By David Enna, Tipswatch.com
CUSIP 912828VM9, a 10-year Treasury Inflation-Protected Security, was born at auction on July 18, 2013, generating a real yield to maturity of 0.384%. It matured Saturday, July 15. How did it do as investment? Pretty well, actually.
I was a buyer of this TIPS back in July 2013, drawn in by the positive real yield and potential coupon rate of 0.375%. This auction broke a string of nine consecutive auctions of the 9- to 10-year term with negative real yields. So CUSIP 912828VM9 was a welcome break from that negative-rate misery.
On the day of the auction, a 10-year nominal Treasury note was yielding 2.56%, setting up an inflation-breakeven rate of 2.18%. As is turned out, inflation over the next 10 years increased 30.4%, for an annualized rate of 2.7%. When inflation runs higher than the inflation-breakeven rate, a TIPS investment is a winner.
According to data from eyebonds.info, This TIPS generated an annual nominal return of 3.055%, versus the Treasury note’s 2.56%. And by comparison, Vanguard’s Total Bond Fund ETF, BND, had an annualized total return (including dividends) of 1.47% over the last 10 years. The TIP ETF had an annualized total return of 1.93%.
If you bought an I Bond in July 2013 with a fixed rate of 0.0%, it so far has had an annualized nominal return of 2.64%.
Notes and qualifications
This analysis is an estimate of performance.
Keep in mind that interest on a nominal Treasury and the TIPS coupon rate is paid out as current-year income and not reinvested. So in the case of a nominal Treasury, the interest earned could be reinvested elsewhere, which would potentially boost the gain. For certain, we don’t know what the investor could have earned precisely on an investment after re-investments.
In the case of a TIPS, the inflation adjustment compounds over time, and that will give TIPS a slight boost in return that isn’t reflected in the “average inflation” numbers presented in the chart.
• Confused by TIPS? Read my Q&A on TIPS
• TIPS in depth: Understand the language
• TIPS on the secondary market: Things to consider
• Upcoming schedule of TIPS auctions
* * *
Feel free to post comments or questions below. If it is your first-ever comment, it will have to wait for moderation. After that, your comments will automatically appear.Please stay on topic and avoid political tirades.
David Enna is a financial journalist, not a financial adviser. He is not selling or profiting from any investment discussed. I Bonds and TIPS are not “get rich” investments; they are best used for capital preservation and inflation protection. They can be purchased through the Treasury or other providers without fees, commissions or carrying charges. Please do your own research before investing.
0.5% / year isn’t a huge difference over 10 years. If you bought $100k 10 years ago (for someone with more lavish living expenses) that would be a difference of ~$5k total compared to nominals. At least for this short period of unexpected inflation, nominals weren’t completely destroyed. $5k is real money for sure but wouldn’t make the difference between a life of luxury or not.

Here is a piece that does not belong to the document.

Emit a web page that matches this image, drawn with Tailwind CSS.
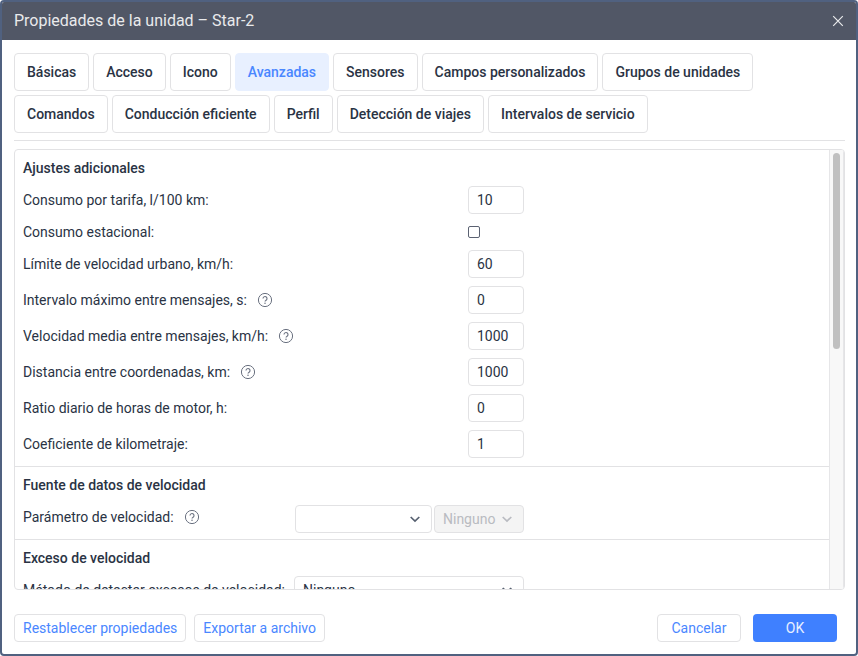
<!DOCTYPE html>
<html lang="es">
<head>
<meta charset="utf-8">
<meta name="viewport" content="width=device-width, initial-scale=1">
<title>Propiedades de la unidad – Star-2</title>
<script src="https://cdn.jsdelivr.net/npm/@tailwindcss/browser@4"></script>
</head>
<body class="bg-white font-[Roboto,'Liberation_Sans',sans-serif] text-sm text-[#2a3344]">
<svg class="hidden" aria-hidden="true">
  <symbol id="help" viewBox="0 0 16 16">
    <circle cx="8" cy="8" r="6.6" fill="none" stroke="currentColor"/>
    <path d="M6 6.6a2 2 0 1 1 3.1 1.6C8.4 8.7 8 9 8 9.6" fill="none" stroke="currentColor" stroke-width="1.1"/>
    <circle cx="8" cy="11.3" r=".75" fill="currentColor"/>
  </symbol>
  <symbol id="chevron" viewBox="0 0 12 12">
    <path d="M1.7 4 6 8l4.300-4" fill="none" stroke="currentColor" stroke-width="1.700"/>
  </symbol>
</svg>
<div role="dialog" aria-labelledby="title" class="flex h-screen flex-col overflow-hidden rounded-sm border-2 border-[#506180] bg-white">
  <header class="flex h-[38px] shrink-0 items-center justify-between bg-[#515766] pr-3 pl-3 text-[#e9eaec]">
    <h1 id="title" class="text-base">Propiedades de la unidad – Star-2</h1>
    <button aria-label="Cerrar" class="flex size-3 items-center justify-center">
      <svg viewBox="0 0 12 12" class="size-3"><path d="M1.200 1.200l9.600 9.600M10.800 1.200l-9.600 9.600" stroke="currentColor" stroke-width="1.200"/></svg>
    </button>
  </header>

  <main class="flex min-h-0 flex-1 flex-col pt-[13px] pr-[11px] pb-3 pl-3">
    <nav class="flex shrink-0 flex-wrap gap-1 border-b border-[#e2e2e4] pb-[7px] font-medium">
      <button class="h-[38px] rounded border border-[#e2e2e4] px-3">Básicas</button>
      <button class="h-[38px] rounded border border-[#e2e2e4] px-3">Acceso</button>
      <button class="h-[38px] rounded border border-[#e2e2e4] px-3">Icono</button>
      <button class="h-[38px] rounded border border-[#e8f0ff] bg-[#e8f0ff] px-3 text-[#4a87ff]">Avanzadas</button>
      <button class="h-[38px] rounded border border-[#e2e2e4] px-3">Sensores</button>
      <button class="h-[38px] rounded border border-[#e2e2e4] px-3">Campos personalizados</button>
      <button class="h-[38px] rounded border border-[#e2e2e4] px-3">Grupos de unidades</button>
      <button class="h-[38px] rounded border border-[#e2e2e4] px-3">Comandos</button>
      <button class="h-[38px] rounded border border-[#e2e2e4] px-3">Conducción eficiente</button>
      <button class="h-[38px] rounded border border-[#e2e2e4] px-3">Perfil</button>
      <button class="h-[38px] rounded border border-[#e2e2e4] px-3">Detección de viajes</button>
      <button class="h-[38px] rounded border border-[#e2e2e4] px-3">Intervalos de servicio</button>
    </nav>

    <div class="mt-2 flex min-h-0 flex-1 overflow-hidden rounded border border-[#e2e2e4]">
      <div class="min-w-0 flex-1 overflow-y-auto [scrollbar-width:none]">
        <section class="border-b border-[#e2e2e4] px-2 pt-2 pb-1">
          <h2 class="mb-1 font-medium">Ajustes adicionales</h2>
          <div class="max-w-[501px]">
            <div class="flex h-9 items-center justify-between">
              <label for="tarifa">Consumo por tarifa, l/100 km:</label>
              <input id="tarifa" value="10" class="h-7 w-14 rounded border border-[#e2e2e4] px-2">
            </div>
            <div class="flex h-7 items-center justify-between">
              <label for="estacional">Consumo estacional:</label>
              <span class="flex w-14"><input id="estacional" type="checkbox" class="size-3 appearance-none rounded-xs border border-[#5b6272] checked:bg-[#3f80ff]"></span>
            </div>
            <div class="flex h-9 items-center justify-between">
              <label for="limite">Límite de velocidad urbano, km/h:</label>
              <input id="limite" value="60" class="h-7 w-14 rounded border border-[#e2e2e4] px-2">
            </div>
            <div class="flex h-9 items-center justify-between">
              <div class="flex items-center gap-2.5"><label for="intervalo">Intervalo máximo entre mensajes, s:</label><svg class="size-4 text-[#6a7180]"><use href="#help"/></svg></div>
              <input id="intervalo" value="0" class="h-7 w-14 rounded border border-[#e2e2e4] px-2">
            </div>
            <div class="flex h-9 items-center justify-between">
              <div class="flex items-center gap-2.5"><label for="media">Velocidad media entre mensajes, km/h:</label><svg class="size-4 text-[#6a7180]"><use href="#help"/></svg></div>
              <input id="media" value="1000" class="h-7 w-14 rounded border border-[#e2e2e4] px-2">
            </div>
            <div class="flex h-9 items-center justify-between">
              <div class="flex items-center gap-2.5"><label for="distancia">Distancia entre coordenadas, km:</label><svg class="size-4 text-[#6a7180]"><use href="#help"/></svg></div>
              <input id="distancia" value="1000" class="h-7 w-14 rounded border border-[#e2e2e4] px-2">
            </div>
            <div class="flex h-9 items-center justify-between">
              <label for="ratio">Ratio diario de horas de motor, h:</label>
              <input id="ratio" value="0" class="h-7 w-14 rounded border border-[#e2e2e4] px-2">
            </div>
            <div class="flex h-9 items-center justify-between">
              <label for="coeficiente">Coeficiente de kilometraje:</label>
              <input id="coeficiente" value="1" class="h-7 w-14 rounded border border-[#e2e2e4] px-2">
            </div>
          </div>
        </section>

        <section class="border-b border-[#e2e2e4] px-2 pt-2 pb-1">
          <h2 class="mb-1 font-medium">Fuente de datos de velocidad</h2>
          <div class="flex h-9 max-w-[501px] items-center justify-between">
            <div class="flex items-center gap-2.5"><label for="parametro">Parámetro de velocidad:</label><svg class="size-4 text-[#6a7180]"><use href="#help"/></svg></div>
            <div class="flex gap-0.5 pt-1">
              <div class="relative">
                <select id="parametro" class="h-7 w-[137px] appearance-none rounded border border-[#e2e2e4] bg-white px-2"><option></option></select>
                <svg class="pointer-events-none absolute top-2 right-[11px] size-3 text-[#566070]"><use href="#chevron"/></svg>
              </div>
              <div class="relative">
                <select aria-label="Unidad del parámetro" disabled class="h-7 w-[90px] appearance-none rounded border border-[#e2e2e4] bg-[#f4f4f4] px-2 text-[#b9bbc1] opacity-100"><option>Ninguno</option></select>
                <svg class="pointer-events-none absolute top-2 right-[11px] size-3 text-[#b9bbc1]"><use href="#chevron"/></svg>
              </div>
            </div>
          </div>
        </section>

        <section class="px-2 pt-2 pb-1">
          <h2 class="mb-1 font-medium">Exceso de velocidad</h2>
          <div class="flex h-9 max-w-[501px] items-center justify-between">
            <label for="metodo">Método de detectar excesos de velocidad:</label>
            <div class="relative">
              <select id="metodo" class="h-7 w-[230px] appearance-none rounded border border-[#e2e2e4] bg-white px-2"><option>Ninguno</option></select>
              <svg class="pointer-events-none absolute top-2 right-[11px] size-3 text-[#566070]"><use href="#chevron"/></svg>
            </div>
          </div>
        </section>
      </div>
      <div class="w-[15px] shrink-0 border-x border-[#e6e6e8] bg-[#f8f8f8] px-[3px] pt-[3px]">
        <div class="h-[45%] rounded-full bg-[#c0c0c0]"></div>
      </div>
    </div>

    <footer class="mt-6 flex shrink-0 items-center gap-2 pr-2 text-[#4a87ff]">
      <button class="h-7 rounded border border-[#e2e2e4] px-2">Restablecer propiedades</button>
      <button class="mr-auto h-7 rounded border border-[#e2e2e4] px-2">Exportar a archivo</button>
      <button class="mr-1 h-7 w-[84px] rounded border border-[#e2e2e4]">Cancelar</button>
      <button class="h-7 w-[84px] rounded bg-[#3f80ff] text-[#e8efff]">OK</button>
    </footer>
  </main>
</div>
</body>
</html>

The next decade will be interesting though, as real yield of tips ~ 1.5% vs 10 year nominals of 3.8%, with breakeven inflation around 2.3%, similar to the 2.18% 10 years ago. Seems like tips are still the way to go for buy and hold to bond maturation
Investor.
Evidently there are 7 share classes, each with a different ticker symbol and fee structure. You can find them listed near the bottom of this page: https://www.morningstar.com/funds/xnas/ponax/quote
For the bond portion of my portfolio (which I use mainly for preservation of capital rather than growth), I’ve decided to stay away from bond funds all together and stick to individual Treasuries held to maturity. But just out of curiosity, I decided to look at the return of a managed bond fund during the time period covered in this post for comparison. The fund I checked was PONAX since I’ve invested in that fund in the past. According to Morningstar, its 10 year annualized total return (including dividends) was 3.88%, with positive returns every year except 2022.
PONAX is a front load fund (3.75%) with an expense ratio of 0.9%. It has a total return YTD of 4.55%, which is good. Is there a way around that load?
This fund is available NTF (No Transaction Fee) and offered load-waived through Fidelity.” Other brokerage firms may do the same. Also, there may be an ETF version of this fund or other share classes that have a different fee structure (although return may not match PONAX exactly.) I always purchased it through Fidelity with no load so really didn’t look into other options.